▶ [Given records]
○ ○ ○
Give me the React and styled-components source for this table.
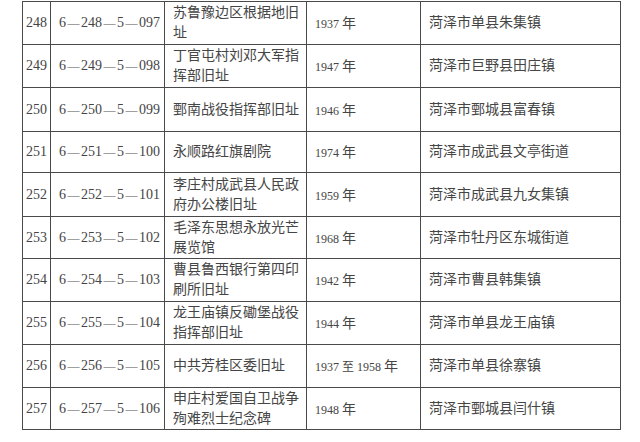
import React from "react";
import styled, { createGlobalStyle } from "styled-components";

const GlobalStyle = createGlobalStyle`
  html, body {
    margin: 0;
    padding: 0;
    background: #ffffff;
  }
  body {
    font-family: "Liberation Serif", "Noto Sans CJK SC", serif;
    color: #333;
  }
`;

const Page = styled.div`
  width: 640px;
  height: 442px;
  padding: 1px 0 0 22px;
  box-sizing: border-box;
  background: #fff;
  overflow: hidden;
`;

const Table = styled.table`
  width: 598px;
  border-collapse: collapse;
  table-layout: fixed;
  border: 1.5px solid #3c3c3c;
`;

const Col = styled.col`
  width: ${(p) => p.w}px;
`;

const Row = styled.tr`
  height: ${(p) => p.h}px;
`;

const Cell = styled.td`
  border: 1.5px solid #4a4a4a;
  padding: 0 0 0 ${(p) => p.pad ?? 8}px;
  vertical-align: middle;
  font-size: ${(p) => p.size || 14}px;
  line-height: 20px;
  color: #454545;
  white-space: ${(p) => (p.wrap ? "normal" : "nowrap")};
  word-break: break-all;
  overflow: hidden;
`;

const Dash = styled.span`
  font-size: 12px;
  margin: 0 1.5px;
  color: #555;
`;

const Nian = styled.span`
  font-size: 14px;
  font-family: "Noto Sans CJK SC", sans-serif;
`;

const rows = [
  [248, "097", "苏鲁豫边区根据地旧址", "1937", "菏泽市单县朱集镇", 43],
  [249, "098", "丁官屯村刘邓大军指挥部旧址", "1947", "菏泽市巨野县田庄镇", 43],
  [250, "099", "鄄南战役指挥部旧址", "1946", "菏泽市鄄城县富春镇", 44],
  [251, "100", "永顺路红旗剧院", "1974", "菏泽市成武县文亭街道", 41],
  [252, "101", "李庄村成武县人民政府办公楼旧址", "1959", "菏泽市成武县九女集镇", 44],
  [253, "102", "毛泽东思想永放光芒展览馆", "1968", "菏泽市牡丹区东城街道", 42],
  [254, "103", "曹县鲁西银行第四印刷所旧址", "1942", "菏泽市曹县韩集镇", 43],
  [255, "104", "龙王庙镇反磡堡战役指挥部旧址", "1944", "菏泽市单县龙王庙镇", 43],
  [256, "105", "中共芳桂区委旧址", "1937 至 1958", "菏泽市单县徐寨镇", 43],
  [257, "106", "申庄村爱国自卫战争殉难烈士纪念碑", "1948", "菏泽市鄄城县闫什镇", 42],
];

const Code = ({ no, code }) => (
  <>
    6<Dash>—</Dash>
    {no}
    <Dash>—</Dash>5<Dash>—</Dash>
    {code}
  </>
);

export default function App() {
  return (
    <Page>
      <GlobalStyle />
      <Table>
        <colgroup>
          <Col w={28} />
          <Col w={114} />
          <Col w={142} />
          <Col w={114} />
          <Col w={200} />
        </colgroup>
        <tbody>
          {rows.map(([no, code, name, year, place, h]) => (
            <Row key={no} h={h}>
              <Cell pad={3}>{no}</Cell>
              <Cell>
                <Code no={no} code={code} />
              </Cell>
              <Cell wrap>{name}</Cell>
              <Cell size={12}>
                {year} <Nian>年</Nian>
              </Cell>
              <Cell>{place}</Cell>
            </Row>
          ))}
        </tbody>
      </Table>
    </Page>
  );
}
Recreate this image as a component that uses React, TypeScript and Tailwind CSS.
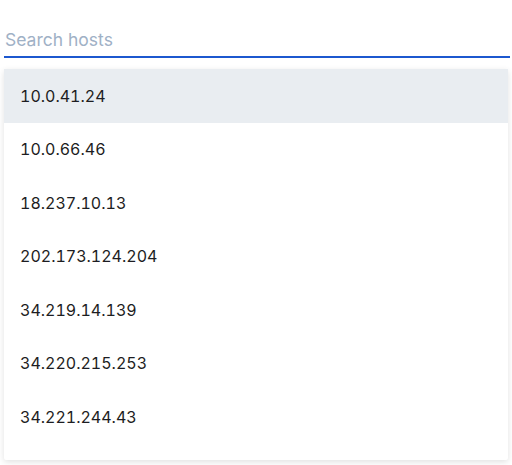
import React from 'react';

const hosts = [
  '10.0.41.24',
  '10.0.66.46',
  '18.237.10.13',
  '202.173.124.204',
  '34.219.14.139',
  '34.220.215.253',
  '34.221.244.43',
];

export default function App() {
  return (
    <div
      className="w-[512px] h-[465px] bg-white overflow-hidden relative"
      style={{ fontFamily: 'Inter, "Noto Sans", sans-serif' }}
    >
      <div className="pt-[23px] pl-1 pr-[2px]">
        <input
          autoFocus
          placeholder="Search hosts"
          className="w-full h-[35px] pl-[1px] text-[17.5px] text-gray-900 caret-black placeholder:text-[#9fb1c6] outline-none border-b-2 border-[#1c58cf] bg-transparent"
        />
      </div>
      <ul className="mt-[11px] ml-1 w-[504px] bg-white shadow-[0_2px_6px_rgba(0,0,0,0.12)] rounded-b-[2px] pb-[16px]">
        {hosts.map((h, i) => (
          <li
            key={h}
            className={`h-[53.5px] flex items-center pl-4 text-[16px] tabular-nums text-[#1d1d22] ${
              i === 0 ? 'bg-[#e9edf1]' : ''
            }`}
          >
            {h}
          </li>
        ))}
      </ul>
    </div>
  );
}
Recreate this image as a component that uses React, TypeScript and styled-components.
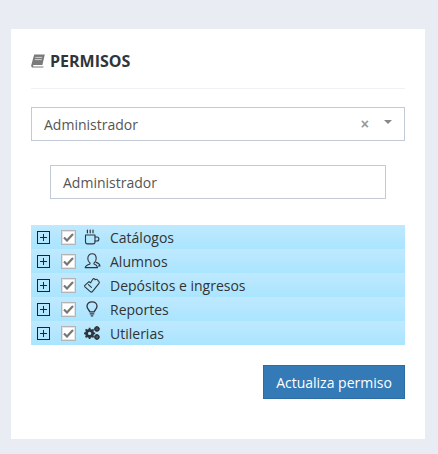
import React from 'react';
import styled, { createGlobalStyle } from 'styled-components';

const Global = createGlobalStyle`
  html, body {
    margin: 0;
    padding: 0;
    background: #e9ecf3;
  }
  * {
    box-sizing: border-box;
  }
`;

const Page = styled.div`
  width: 438px;
  height: 454px;
  padding: 29px 11px 15px;
  font-family: 'Open Sans', sans-serif;
  overflow: hidden;
`;

const Portlet = styled.div`
  width: 414px;
  height: 410px;
  background: #fff;
  padding: 0 20px;
`;

const Header = styled.div`
  height: 60px;
  display: flex;
  align-items: center;
  gap: 5px;
  border-bottom: 1px solid #eef1f5;
  padding-top: 4px;
  color: #2f353b;
`;

const Title = styled.h1`
  margin: 0;
  font-size: 16px;
  font-weight: 700;
  line-height: 20px;
`;

const Select = styled.div`
  height: 34px;
  margin-top: 18px;
  border: 1px solid #c2cad8;
  display: flex;
  align-items: center;
  padding: 0 12px;
  font-size: 14px;
  color: #555;
`;

const SelectText = styled.span`
  flex: 1;
`;

const Clear = styled.span`
  font-family: 'Liberation Sans', sans-serif;
  font-size: 14px;
  font-weight: 700;
  color: #999;
  margin-right: 15px;
  line-height: 1;
`;

const Arrow = styled.span`
  width: 0;
  height: 0;
  margin: 0 0 4px 0;
  border-left: 4px solid transparent;
  border-right: 4px solid transparent;
  border-top: 4px solid #888;
`;

const Input = styled.div`
  width: 336px;
  height: 34px;
  margin: 24px 0 0 19px;
  border: 1px solid #c2cad8;
  display: flex;
  align-items: center;
  padding: 0 12px;
  font-size: 14px;
  color: #555;
`;

const Tree = styled.ul`
  list-style: none;
  margin: 26px 0 0;
  padding: 0;
`;

const Node = styled.li`
  height: 24px;
  display: flex;
  align-items: center;
  padding-left: 6px;
  background: linear-gradient(#bfe9fe, #a9e5ff);
  font-size: 14px;
  color: #333;
`;

const Expander = styled.span`
  position: relative;
  width: 13px;
  height: 13px;
  border: 1px solid #222;
  &::before {
    content: '';
    position: absolute;
    left: 2px;
    right: 2px;
    top: 5px;
    border-top: 1px solid #222;
  }
  &::after {
    content: '';
    position: absolute;
    top: 2px;
    bottom: 2px;
    left: 5px;
    border-left: 1px solid #222;
  }
`;

const Check = styled.span`
  width: 15px;
  height: 15px;
  margin-left: 11px;
  border: 1px solid #b4b4b4;
  box-shadow: inset 0 0 0 1px #e4e4e4;
  background: #fff;
  display: flex;
  align-items: center;
  justify-content: center;
`;

const IconSlot = styled.span`
  width: 18px;
  height: 18px;
  margin-left: 7px;
  display: flex;
  align-items: center;
  justify-content: center;
  color: #2f353b;
`;

const Label = styled.span`
  margin-left: 9px;
`;

const Actions = styled.div`
  display: flex;
  justify-content: flex-end;
  margin-top: 20px;
`;

const Button = styled.button`
  height: 34px;
  width: 142px;
  padding: 0;
  border: 1px solid #2e6da4;
  border-radius: 0;
  background: #337ab7;
  color: #fff;
  font-family: inherit;
  font-size: 14px;
`;

const Line = { fill: 'none', stroke: 'currentColor', strokeWidth: 1.1, strokeLinecap: 'round', strokeLinejoin: 'round' } as const;

const BookIcon = () => (
  <svg width="14" height="14" viewBox="0 0 14 14">
    <path d="M3.2 .6H13.8L11.4 11H2.8C1.7 11 1.7 12.4 2.8 12.4H12.6L12.2 13.6H2C.6 13.6 -.1 12.4 .3 11Z" fill="#7a7a7a" />
    <path d="M4.4 3.4H11.2M3.9 5.6H10.7" stroke="#d2d2d2" strokeWidth="1" />
  </svg>
);

const CupIcon = () => (
  <svg width="16" height="16" viewBox="0 0 16 16">
    <path d="M1.5 6H11V12.8C11 14.1 10.2 14.9 9 14.9H3.5C2.3 14.9 1.5 14.1 1.5 12.8Z" {...Line} />
    <path d="M11 8H13C15.5 8 15.5 12 13 12H11" {...Line} />
    <path d="M3.4 1V3.8M6.2 1V3.8M9 1V3.8" {...Line} strokeWidth={1.2} />
  </svg>
);

const UsersIcon = () => (
  <svg width="17" height="16" viewBox="0 0 17 16">
    <path d="M6 10C4.6 9.2 3.8 7.4 3.8 5.6C3.8 2.6 5.6 .8 8 .8C10.4 .8 12.2 2.6 12.2 5.6C12.2 7.4 11.4 9.2 10 10V11C11.8 11.6 13.2 12.6 13.6 14.6H1.2C1.6 12.6 4.2 11.6 6 11Z" {...Line} />
    <path d="M12 9.4C14 9.8 15.6 11 16 13H14.4" {...Line} />
  </svg>
);

const TagHeartIcon = () => (
  <svg width="16" height="16" viewBox="0 0 16 16">
    <path d="M.9 8.4L5 4.6L6.6 5.8L8.8 2.2C9.6 1.2 11 1.6 11 2.8C12.2 1.8 14 2.4 14 3.8C15.2 4.2 15.6 5.6 14.8 6.6L8.2 14.8C7.7 15.2 7.1 15.2 6.6 14.8L.9 9.8C.6 9.4 .6 8.8 .9 8.4Z" {...Line} />
    <path d="M4.4 7.6L7.4 10.4" {...Line} />
  </svg>
);

const BulbIcon = () => (
  <svg width="12" height="16" viewBox="0 0 12 16">
    <path d="M3.8 10.8C3.6 9.2 1 8.2 1 5.2C1 2.6 3.2 .8 6 .8C8.8 .8 11 2.6 11 5.2C11 8.2 8.4 9.2 8.2 10.8Z" {...Line} strokeWidth={1.3} />
    <path d="M4.2 12.8H7.8M5.2 14.8H6.8" {...Line} strokeWidth={1.3} />
  </svg>
);

const CogsIcon = () => (
  <svg width="16" height="14" viewBox="0 0 16 14">
    <circle cx="5.6" cy="7.4" r="3.2" fill="none" stroke="currentColor" strokeWidth="2.6" />
    <path d="M5.6 1.8V13M0 7.4H11.2M1.6 3.4 9.6 11.4M9.6 3.4 1.6 11.4" stroke="currentColor" strokeWidth="1.8" />
    <circle cx="5.6" cy="7.4" r="1.6" fill="#b4e7fe" />
    <circle cx="12.9" cy="2.9" r="1.9" fill="none" stroke="currentColor" strokeWidth="1.5" />
    <path d="M12.9 0V5.8M10 2.9H15.8" stroke="currentColor" strokeWidth="1.1" />
    <circle cx="12.9" cy="11" r="1.9" fill="none" stroke="currentColor" strokeWidth="1.5" />
    <path d="M12.9 8.1V13.9M10 11H15.8" stroke="currentColor" strokeWidth="1.1" />
  </svg>
);

const nodes = [
  { label: 'Catálogos', Icon: CupIcon },
  { label: 'Alumnos', Icon: UsersIcon },
  { label: 'Depósitos e ingresos', Icon: TagHeartIcon },
  { label: 'Reportes', Icon: BulbIcon },
  { label: 'Utilerias', Icon: CogsIcon },
];

export default function App() {
  return (
    <Page>
      <Global />
      <Portlet>
        <Header>
          <BookIcon />
          <Title>PERMISOS</Title>
        </Header>
        <Select>
          <SelectText>Administrador</SelectText>
          <Clear>×</Clear>
          <Arrow />
        </Select>
        <Input>Administrador</Input>
        <Tree>
          {nodes.map(({ label, Icon }) => (
            <Node key={label}>
              <Expander />
              <Check>
                <svg width="11" height="9" viewBox="0 0 11 9">
                  <path d="M1 4.5 4 7.5 10 1" fill="none" stroke="#777" strokeWidth="2.2" />
                </svg>
              </Check>
              <IconSlot>
                <Icon />
              </IconSlot>
              <Label>{label}</Label>
            </Node>
          ))}
        </Tree>
        <Actions>
          <Button>Actualiza permiso</Button>
        </Actions>
      </Portlet>
    </Page>
  );
}
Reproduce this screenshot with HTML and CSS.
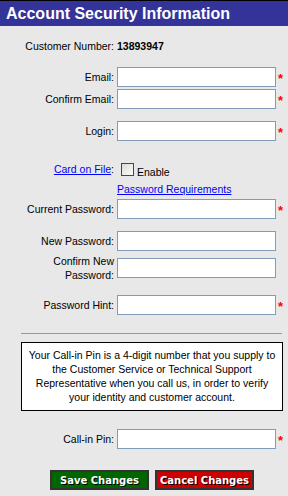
FILE: index.html
```html
<!DOCTYPE html>
<html lang="en">
<head>
    <meta charset="UTF-8">
    <meta name="viewport" content="width=device-width, initial-scale=1.0">
    <link rel="stylesheet" href="styles.css">
    <title>Account Security Information</title>
</head>
<body>
    <div class="page-header">Account Security Information</div>

    <div class="security-form">
        <div class="row customer-row">
            <div class="label">Customer Number:</div>
            <div class="value"><b>13893947</b></div>
        </div>

        <div class="row email-row">
            <label class="label" for="email">Email:</label>
            <input type="text" id="email" class="field">
            <span class="req">*</span>
        </div>
        <div class="row">
            <label class="label" for="confirmEmail">Confirm Email:</label>
            <input type="text" id="confirmEmail" class="field">
            <span class="req">*</span>
        </div>

        <div class="row spaced">
            <label class="label" for="login">Login:</label>
            <input type="text" id="login" class="field">
            <span class="req">*</span>
        </div>

        <div class="row card-row">
            <div class="label"><a href="#">Card on File</a>:</div>
            <div class="value">
                <span class="check"></span>
                <span class="enable">Enable</span>
            </div>
        </div>
        <div class="row pw-req-row">
            <div class="label"></div>
            <div class="value"><a href="#">Password Requirements</a></div>
        </div>
        <div class="row">
            <label class="label" for="currentPw">Current Password:</label>
            <input type="password" id="currentPw" class="field">
            <span class="req">*</span>
        </div>

        <div class="row spaced">
            <label class="label" for="newPw">New Password:</label>
            <input type="password" id="newPw" class="field">
        </div>
        <div class="row confirm-new-row">
            <label class="label two-line" for="confirmPw">Confirm New<br>Password:</label>
            <input type="password" id="confirmPw" class="field">
        </div>

        <div class="row hint-row">
            <label class="label" for="hint">Password Hint:</label>
            <input type="text" id="hint" class="field">
            <span class="req">*</span>
        </div>

        <div class="divider"></div>

        <div class="pin-info">
            Your Call-in Pin is a 4-digit number that you supply to<br>
            the Customer Service or Technical Support<br>
            Representative when you call us, in order to verify<br>
            your identity and customer account.
        </div>

        <div class="row pin-row">
            <label class="label" for="pin">Call-in Pin:</label>
            <input type="text" id="pin" class="field">
            <span class="req">*</span>
        </div>

        <div class="buttons">
            <button class="btn btn-save">Save Changes</button>
            <button class="btn btn-cancel">Cancel Changes</button>
        </div>
    </div>
</body>
</html>
```

FILE: styles.css
```css
body {
    margin: 0;
    padding: 0;
    background-color: #e8e8e8;
    font-family: "Liberation Sans", Arial, sans-serif;
    font-size: 10.5px;
    color: #000;
}

a {
    color: #0000ff;
    text-decoration: underline;
}

.page-header {
    height: 25px;
    border-top: 1px solid #000;
    background-color: #333399;
    color: #fff;
    font-size: 16px;
    font-weight: bold;
    line-height: 25px;
    padding-left: 6px;
}

.security-form {
    padding-top: 9px;
}

.row {
    display: flex;
    align-items: center;
    height: 22px;
}

.label {
    width: 117px;
    box-sizing: border-box;
    padding-right: 3px;
    text-align: right;
    flex-shrink: 0;
}

.value {
    display: flex;
    align-items: center;
}

.field {
    width: 159px;
    height: 20px;
    box-sizing: border-box;
    margin: 0;
    border: 1px solid #7f9db9;
    background-color: #fff;
    padding: 1px 3px;
    font-family: inherit;
    font-size: 11px;
}

.req {
    color: #ff0000;
    font-size: 13px;
    font-weight: bold;
    margin-left: 2px;
    line-height: 1;
    padding-top: 3px;
}

.email-row {
    margin-top: 9px;
}

.spaced {
    margin-top: 10px;
}

.card-row {
    margin-top: 16px;
}

.check {
    display: inline-block;
    width: 11px;
    height: 11px;
    margin-left: 4px;
    border: 1px solid #1c5180;
    background: linear-gradient(135deg, #dcdcd7, #fbfbf9);
}

.enable {
    margin-left: 3px;
    padding-top: 5px;
}

.pw-req-row {
    height: 18px;
}

.confirm-new-row {
    height: 28px;
    margin-top: 2px;
}

.two-line {
    line-height: 14px;
}

.hint-row {
    margin-top: 12px;
}

.divider {
    margin: 17px 6px 0 21px;
    border-top: 1px solid #999;
}

.pin-info {
    margin: 8px 5px 0 21px;
    padding: 5px 2px 6px;
    border: 1px solid #000;
    background-color: #fff;
    text-align: center;
    line-height: 14px;
    white-space: nowrap;
}

.pin-row {
    margin-top: 17px;
}

.buttons {
    display: flex;
    gap: 6px;
    margin-top: 20px;
    padding-left: 50px;
}

.btn {
    width: 99px;
    height: 20px;
    padding: 0;
    border: 2px solid #333;
    color: #fff;
    font-family: "DejaVu Sans", Verdana, sans-serif;
    font-size: 10px;
    font-weight: bold;
    white-space: nowrap;
    text-shadow: 1px 1px 0 #000;
    cursor: pointer;
}

.btn-save {
    background-color: #006600;
}

.btn-cancel {
    background-color: #cc0000;
}
```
○ ○ ○
▶ [Exercise description]
Give only the number of lines in the data that hold the word "uses".

▶ [Result]
2